Lamento decir que no tengo un final demasiado satisfactorio para esta anécdota más bien ridícula, salvo para certificarte que todo esto sucedió en realidad. Supongo que por razones de integridad, debo confesar que por muchos años sufrí dolores de cabeza. ¿Será que eso tiene que ver con estos extraños incidentes?
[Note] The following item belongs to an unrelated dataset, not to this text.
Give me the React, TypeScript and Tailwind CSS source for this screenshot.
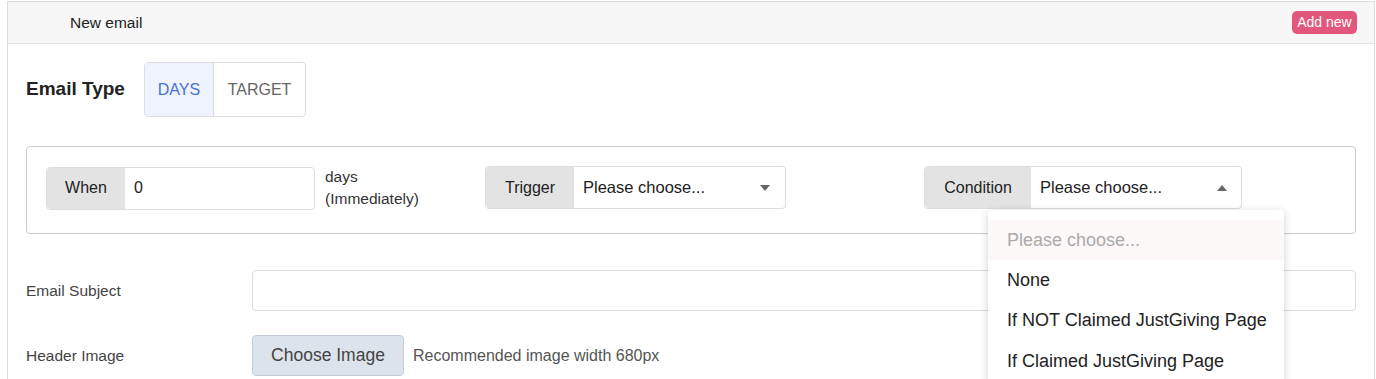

Tal vez algunos puedan no pensar de ese modo—las migrañas, a fin de cuentas, tienen un componente neurológico. Tanto la macroscopía como la microscopia son formas particulares de alucinación, que inciden en que la sensación que se tiene de los objetos del mundo, o del sujeto (yo, en este caso), han crecido hasta proporciones gigantescas o contraído a tamaños pequeñitos. Ciertamente, no se trata de formas comunes de alucinación; estas son tal vez mejor conocidas como síntomas relativamente poco comunes que sufren algunos afectados por migrañas. También se sabe que ocurren en algunos casos que otrora eran conocidos como epilepsia del lóbulo temporal (a la que actualmente se le llama ataque parcial complejo). Por ese motivo, debo decirte que he pasado por más de un examen neurológico y me declararon completamente sano—al menos en este aspecto.
Estos síntomas tienen también una encarnación literaria; algunos críticos sostienen que están al origen del crecimiento y encogimiento de las transformaciones corporales que sufre Alicia en el curso de sus aventuras,
en el País de las Maravillas de Lewis Carol—‘bébanme’, de veras.
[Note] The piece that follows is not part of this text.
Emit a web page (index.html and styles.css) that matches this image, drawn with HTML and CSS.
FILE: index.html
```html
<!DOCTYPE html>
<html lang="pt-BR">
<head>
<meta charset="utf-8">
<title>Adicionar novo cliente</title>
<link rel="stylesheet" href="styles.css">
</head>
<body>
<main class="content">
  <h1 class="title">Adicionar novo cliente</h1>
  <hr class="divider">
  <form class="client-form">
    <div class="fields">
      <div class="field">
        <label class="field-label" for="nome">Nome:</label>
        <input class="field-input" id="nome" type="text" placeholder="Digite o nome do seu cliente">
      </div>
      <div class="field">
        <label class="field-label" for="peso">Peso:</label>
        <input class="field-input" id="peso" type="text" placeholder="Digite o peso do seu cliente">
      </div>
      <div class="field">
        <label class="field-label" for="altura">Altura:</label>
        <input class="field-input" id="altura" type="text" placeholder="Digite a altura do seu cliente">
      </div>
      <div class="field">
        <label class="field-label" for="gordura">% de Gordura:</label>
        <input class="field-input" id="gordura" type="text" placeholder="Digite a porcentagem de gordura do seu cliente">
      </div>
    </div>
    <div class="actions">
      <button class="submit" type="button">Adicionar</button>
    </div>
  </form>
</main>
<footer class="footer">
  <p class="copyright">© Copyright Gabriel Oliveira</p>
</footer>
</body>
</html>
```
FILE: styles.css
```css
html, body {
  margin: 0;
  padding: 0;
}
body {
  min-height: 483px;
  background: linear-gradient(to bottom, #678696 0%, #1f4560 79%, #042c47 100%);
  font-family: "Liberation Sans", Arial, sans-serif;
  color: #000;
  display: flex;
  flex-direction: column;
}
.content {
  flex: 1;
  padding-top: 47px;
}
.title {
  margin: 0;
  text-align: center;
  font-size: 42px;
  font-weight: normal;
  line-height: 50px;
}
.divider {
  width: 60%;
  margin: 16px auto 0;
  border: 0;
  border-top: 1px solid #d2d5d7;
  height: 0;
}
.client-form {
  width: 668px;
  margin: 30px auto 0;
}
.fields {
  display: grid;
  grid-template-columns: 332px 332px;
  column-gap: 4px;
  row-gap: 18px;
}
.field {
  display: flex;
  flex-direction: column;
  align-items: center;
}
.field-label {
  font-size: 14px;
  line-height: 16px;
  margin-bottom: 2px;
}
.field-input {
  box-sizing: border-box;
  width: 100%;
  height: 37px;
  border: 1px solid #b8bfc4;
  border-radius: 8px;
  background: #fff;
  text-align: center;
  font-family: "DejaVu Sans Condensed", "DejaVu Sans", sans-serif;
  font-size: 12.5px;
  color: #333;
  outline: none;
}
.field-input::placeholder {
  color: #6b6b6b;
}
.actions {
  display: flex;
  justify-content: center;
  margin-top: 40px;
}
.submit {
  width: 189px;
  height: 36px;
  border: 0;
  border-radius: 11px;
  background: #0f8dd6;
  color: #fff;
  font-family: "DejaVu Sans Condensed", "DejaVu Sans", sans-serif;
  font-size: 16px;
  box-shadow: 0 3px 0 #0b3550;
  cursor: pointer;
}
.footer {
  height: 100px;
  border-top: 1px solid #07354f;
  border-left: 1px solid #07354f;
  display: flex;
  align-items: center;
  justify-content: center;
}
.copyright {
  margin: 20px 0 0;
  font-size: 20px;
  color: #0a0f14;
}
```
Por supuesto, hay quienes atribuyen las transformaciones corporales de Alicia a las setas sobre las cuales se sentó el ciempiés o lo que sea que haya estado fumando. Aquellos que no son despistados fácilmente por toscas racionalizaciones materialistas bien podrían considerar lo que Patanjali nos dice en sus Yoga Sutras:
La adquisición de poder sobre los elementos otorga al asceta diversos perfeccionamientos: el poder para proyectar su cuerpo al más mínimo átomo, o expandirse al tamaño del mayor de los seres; crecer en peso o en luminosidad; extender su cuerpo o sus miembros a cualquier tamaño; doblegar la voluntad de otros a la suya propia… (Yoga Sutras, Libro 3, verso 46)
Si esta es la verdad de una historia verdadera—y lo es—¿cuál puede ser su significado? ¿Cómo puedo explicarla? Como un sueño, ¿un síntoma neurológico, tal vez el logro accidental y no merecido de uno de los siddhis logrados por maestros de yoga, una alucinación o algo del todo diferente? Puedes escoger cualquier explicación que desees. Por mi parte, no echaré lodo al agua con interpretaciones. ¿Para que confundir más las cosas?